KEPUTUSAN Presiden Amerika Serikat (AS) Donald Trump untuk kembali menarik negara tersebut dari Perjanjian Iklim Paris semakin memicu perdebatan di kalangan praktisi dan pemerhati isu keberlanjutan. Meski Perjanjian Paris bukanlah sebuah kesepakatan yang mengikat secara hukum, dokumen ini menjadi landasan kerja sama global dalam mengatasi pemanasan global.
Bagaimana dampak keputusan ini bagi dunia dan Indonesia, terutama dalam memerangi krisis iklim yang kian mendesak?
Pada 2017, Trump mengejutkan dunia dengan menarik AS dari Perjanjian Paris, menyatakan bahwa ia lebih mewakili kepentingan masyarakat Pittsburgh daripada Paris. Namun, setelah Joe Biden menjabat pada 2021, kebijakan tersebut dibatalkan, dan AS kembali bergabung dalam usaha global untuk membatasi kenaikan suhu global. Kini, Trump berkomitmen kembali untuk mengakhiri partisipasi AS dalam perjanjian tersebut, sebuah langkah yang diambil di tengah suhu global yang telah melonjak lebih dari 1,5 derajat Celcius pada 2024.

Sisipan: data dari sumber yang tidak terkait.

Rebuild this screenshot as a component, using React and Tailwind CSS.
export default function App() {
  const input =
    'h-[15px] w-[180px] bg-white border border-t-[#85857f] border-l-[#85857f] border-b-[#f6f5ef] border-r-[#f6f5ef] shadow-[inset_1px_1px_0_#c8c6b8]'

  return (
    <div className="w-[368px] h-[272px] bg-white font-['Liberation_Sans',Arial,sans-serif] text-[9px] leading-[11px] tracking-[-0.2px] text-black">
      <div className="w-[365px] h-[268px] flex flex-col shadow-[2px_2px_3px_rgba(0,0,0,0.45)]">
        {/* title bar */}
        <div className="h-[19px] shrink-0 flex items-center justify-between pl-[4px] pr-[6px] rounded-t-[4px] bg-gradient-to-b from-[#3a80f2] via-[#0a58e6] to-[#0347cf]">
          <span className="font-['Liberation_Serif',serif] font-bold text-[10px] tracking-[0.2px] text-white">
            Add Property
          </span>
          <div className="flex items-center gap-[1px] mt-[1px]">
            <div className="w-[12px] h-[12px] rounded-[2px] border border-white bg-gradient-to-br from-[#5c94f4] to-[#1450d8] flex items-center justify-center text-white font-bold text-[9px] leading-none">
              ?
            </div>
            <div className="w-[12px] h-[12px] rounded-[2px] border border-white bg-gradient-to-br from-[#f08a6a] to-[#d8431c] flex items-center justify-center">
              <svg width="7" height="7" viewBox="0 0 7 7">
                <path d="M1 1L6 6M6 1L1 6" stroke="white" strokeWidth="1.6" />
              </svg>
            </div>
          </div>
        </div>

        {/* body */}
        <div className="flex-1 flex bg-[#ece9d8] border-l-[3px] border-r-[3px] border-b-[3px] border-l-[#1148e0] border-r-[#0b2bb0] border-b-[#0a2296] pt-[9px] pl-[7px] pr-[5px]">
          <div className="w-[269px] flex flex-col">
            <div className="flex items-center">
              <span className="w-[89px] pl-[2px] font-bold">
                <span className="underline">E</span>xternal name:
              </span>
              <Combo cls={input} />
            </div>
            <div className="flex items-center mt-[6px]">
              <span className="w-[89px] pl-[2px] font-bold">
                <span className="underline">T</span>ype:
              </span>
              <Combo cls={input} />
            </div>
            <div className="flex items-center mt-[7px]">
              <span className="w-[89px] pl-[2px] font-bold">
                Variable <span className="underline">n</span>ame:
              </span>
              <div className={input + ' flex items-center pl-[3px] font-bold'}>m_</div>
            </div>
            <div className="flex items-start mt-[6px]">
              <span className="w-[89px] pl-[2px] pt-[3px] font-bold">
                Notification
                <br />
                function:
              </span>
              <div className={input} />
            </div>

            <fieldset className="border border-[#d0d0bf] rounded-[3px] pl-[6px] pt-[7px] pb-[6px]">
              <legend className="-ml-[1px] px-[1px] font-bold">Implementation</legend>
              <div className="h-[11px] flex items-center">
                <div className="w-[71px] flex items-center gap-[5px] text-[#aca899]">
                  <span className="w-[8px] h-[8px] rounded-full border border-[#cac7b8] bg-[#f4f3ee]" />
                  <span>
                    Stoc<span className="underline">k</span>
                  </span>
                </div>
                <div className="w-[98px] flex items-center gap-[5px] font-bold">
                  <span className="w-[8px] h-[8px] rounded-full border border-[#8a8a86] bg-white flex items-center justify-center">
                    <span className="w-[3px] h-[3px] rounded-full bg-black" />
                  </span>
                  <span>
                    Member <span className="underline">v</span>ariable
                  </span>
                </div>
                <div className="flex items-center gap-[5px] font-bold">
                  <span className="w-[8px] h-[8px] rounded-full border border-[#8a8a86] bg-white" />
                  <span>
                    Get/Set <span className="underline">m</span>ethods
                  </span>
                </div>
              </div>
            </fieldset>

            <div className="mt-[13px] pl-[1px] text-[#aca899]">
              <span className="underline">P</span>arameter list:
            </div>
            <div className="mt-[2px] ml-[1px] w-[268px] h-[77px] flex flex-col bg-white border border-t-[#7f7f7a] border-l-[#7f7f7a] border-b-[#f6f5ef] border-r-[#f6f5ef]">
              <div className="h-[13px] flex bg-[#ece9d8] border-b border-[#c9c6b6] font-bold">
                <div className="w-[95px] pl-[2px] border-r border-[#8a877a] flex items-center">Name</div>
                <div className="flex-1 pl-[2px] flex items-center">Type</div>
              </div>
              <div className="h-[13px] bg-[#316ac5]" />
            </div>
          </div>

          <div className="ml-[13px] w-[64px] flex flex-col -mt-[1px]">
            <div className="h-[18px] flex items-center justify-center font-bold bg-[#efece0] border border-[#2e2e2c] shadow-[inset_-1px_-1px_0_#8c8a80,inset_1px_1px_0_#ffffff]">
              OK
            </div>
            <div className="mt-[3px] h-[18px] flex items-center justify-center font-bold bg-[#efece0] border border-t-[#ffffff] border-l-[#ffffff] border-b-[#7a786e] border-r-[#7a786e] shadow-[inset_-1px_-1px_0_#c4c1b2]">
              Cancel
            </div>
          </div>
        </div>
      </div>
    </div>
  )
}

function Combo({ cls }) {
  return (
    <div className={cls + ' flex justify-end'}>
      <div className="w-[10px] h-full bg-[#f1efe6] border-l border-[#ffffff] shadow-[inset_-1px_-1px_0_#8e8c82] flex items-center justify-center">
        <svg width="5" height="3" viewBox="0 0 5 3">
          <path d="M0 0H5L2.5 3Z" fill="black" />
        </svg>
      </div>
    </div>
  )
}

Menanggapi ‘Keadaan Darurat Energi Nasional’
Keputusan tersebut didorong oleh pengumuman Gedung Putih mengenai “keadaan darurat energi nasional.” Trump menyatakan bahwa langkah ini memungkinkan pemerintahannya untuk membalikkan regulasi iklim yang diterapkan oleh era Biden, serta memperbesar produksi minyak dan gas.
Presiden AS ke-47 ini mengungkapkan rencananya untuk menggandakan eksplorasi bahan bakar fosil, dengan harapan bisa mengendalikan harga energi dan mengisi cadangan strategis negara. “Kami akan terus mengebor, sayang, mengebor,” ujar Trump dalam pidatonya.

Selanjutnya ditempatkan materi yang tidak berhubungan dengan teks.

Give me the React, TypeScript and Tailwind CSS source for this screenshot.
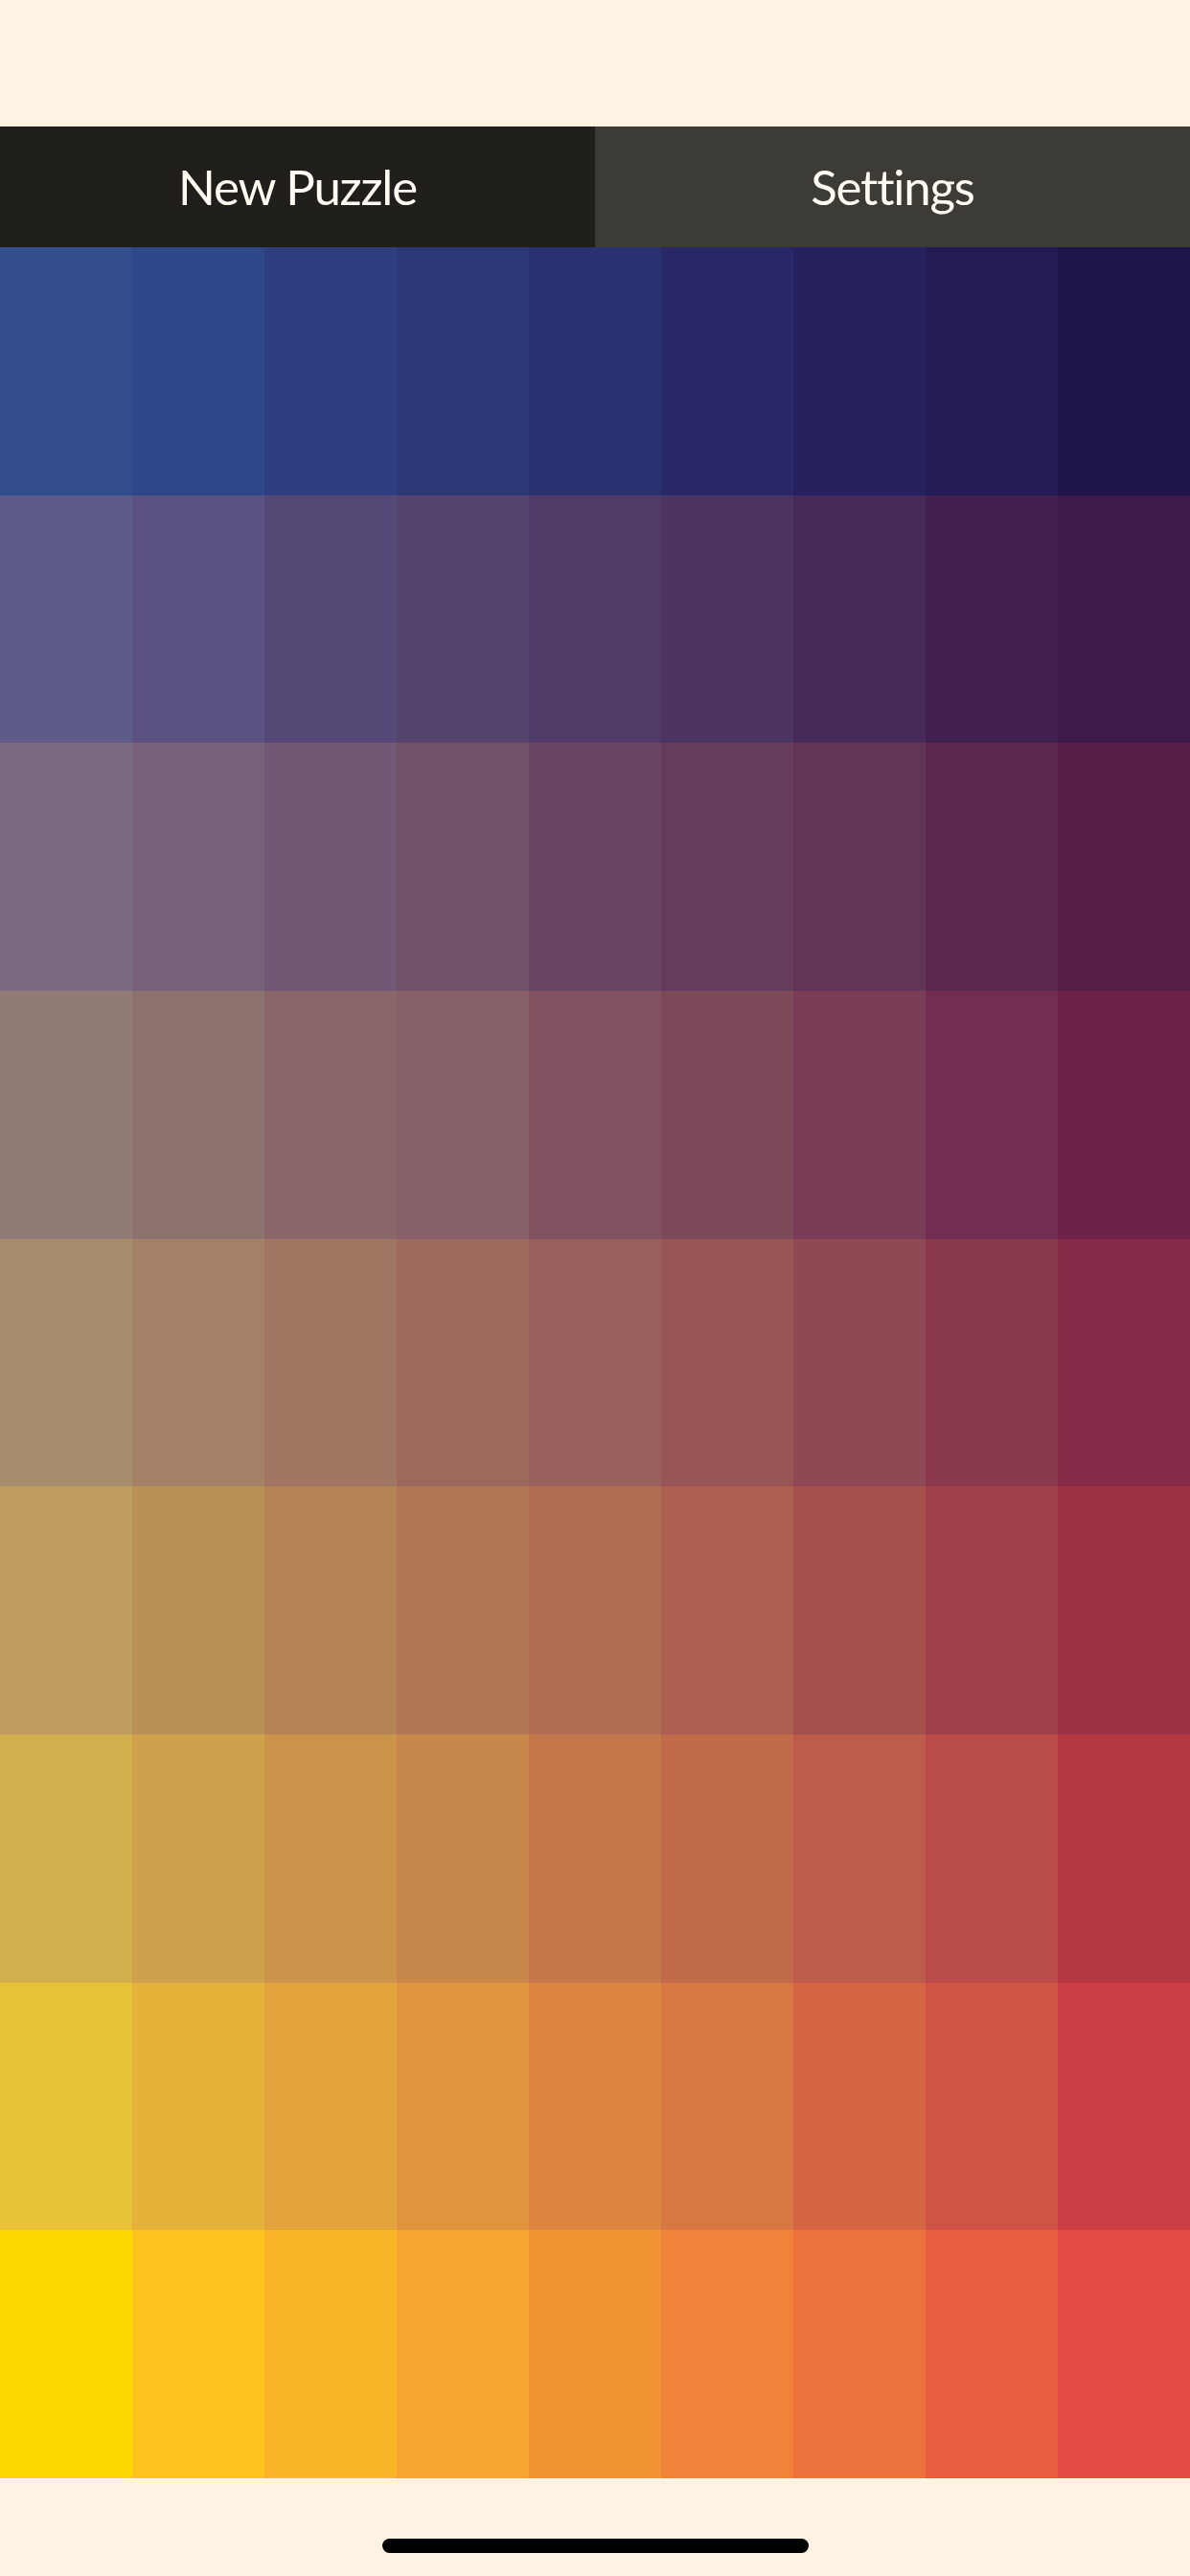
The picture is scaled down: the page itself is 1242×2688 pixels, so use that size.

Baca juga: PBB: Krisis Iklim Semakin Parah, Dunia Harus Bertindak Sekarang
Namun, meski AS telah mengalami lonjakan signifikan dalam produksi energi, langkah ini tak terlepas dari kritik. Penggunaan bahan bakar fosil yang lebih masif tentu mengancam komitmen global untuk mengurangi emisi karbon dan memitigasi dampak perubahan iklim.
Dampak Ekonomi Global dan Posisi Indonesia
Presiden Trump juga berencana untuk membatalkan kebijakan ramah lingkungan yang dipromosikan oleh pemerintahan sebelumnya, termasuk program energi bersih yang terwujud dalam Undang-Undang Pengurangan Inflasi (IRA). Meskipun upaya ini dipandang sebagai solusi untuk menurunkan harga energi domestik, dampaknya bisa jauh lebih besar.

Badan iklim PBB, melalui Kepala Simon Stiell, memperingatkan bahwa penolakan terhadap energi bersih bisa mengakibatkan kerugian besar bagi ekonomi AS. Amerika berpotensi kehilangan peluang dari ledakan energi bersih global yang diperkirakan mencapai nilai US$2 triliun.
Baca juga: 2035: Ancaman Iklim, Polusi, dan Risiko Teknologi Mengintai Dunia
Perhatian khusus diberikan pada kerugian jangka panjang akibat perubahan iklim, seperti peningkatan intensitas kekeringan, kebakaran hutan, dan badai yang merusak infrastruktur serta mengganggu produksi pangan. Pihak PBB menekankan bahwa negara-negara pesaing AS, yang telah mengadopsi kebijakan energi bersih, berpotensi meraih keuntungan besar dalam era transisi energi terbarukan.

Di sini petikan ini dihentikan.